# Directions for this task:
Find and return each line containing "styled".

# Dataset content:
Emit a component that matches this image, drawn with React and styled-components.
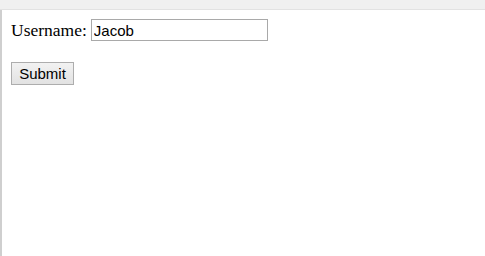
import React from "react";
import { styled, createGlobalStyle } from "styled-components";

const Global = createGlobalStyle`
  html, body {
    margin: 0;
    background: #ffffff;
  }
`;

function App() {
  return (
    <>
      <Global />
      <Page>
        <TopBar />
        <Frame>
          <Form onSubmit={(e) => e.preventDefault()}>
            <Row>
              <Label htmlFor="username">Username:</Label>
              <Input id="username" defaultValue="Jacob" />
            </Row>
            <Button type="submit">Submit</Button>
          </Form>
        </Frame>
      </Page>
    </>
  );
}

const Page = styled.div`
  display: flex;
  flex-direction: column;
  height: 256px;
`;

const TopBar = styled.div`
  height: 9px;
  background-color: #f0f0f0;
  border-bottom: 1px solid #e2e2e2;
  flex-shrink: 0;
`;

const Frame = styled.div`
  flex: 1;
  border-left: 2px solid #cfcfcf;
  padding: 9px 9px;
`;

const Form = styled.form`
  display: flex;
  flex-direction: column;
  align-items: flex-start;
  gap: 21px;
`;

const Row = styled.div`
  display: flex;
  align-items: center;
  gap: 4px;
`;

const Label = styled.label`
  font-family: "Liberation Serif", "Times New Roman", serif;
  font-size: 17.5px;
  color: #000;
`;

const Input = styled.input`
  width: 171px;
  height: 16px;
  padding: 2px 2px;
  border: 1px solid #a9a9a9;
  font-family: "Liberation Sans", Arial, sans-serif;
  font-size: 15px;
  color: #000;
  outline: none;
`;

const Button = styled.button`
  height: 23px;
  width: 63px;
  padding: 0;
  border: 1px solid #adadad;
  background: linear-gradient(#f2f2f2, #e2e2e2);
  font-family: "Liberation Sans", Arial, sans-serif;
  font-size: 15px;
  color: #000;
`;

export default App;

# Result of the exercise:
Emit a component that matches this image, drawn with React and styled-components.
import { styled, createGlobalStyle } from "styled-components";
const Page = styled.div`
const TopBar = styled.div`
const Frame = styled.div`
const Form = styled.form`
const Row = styled.div`
const Label = styled.label`
const Input = styled.input`
const Button = styled.button`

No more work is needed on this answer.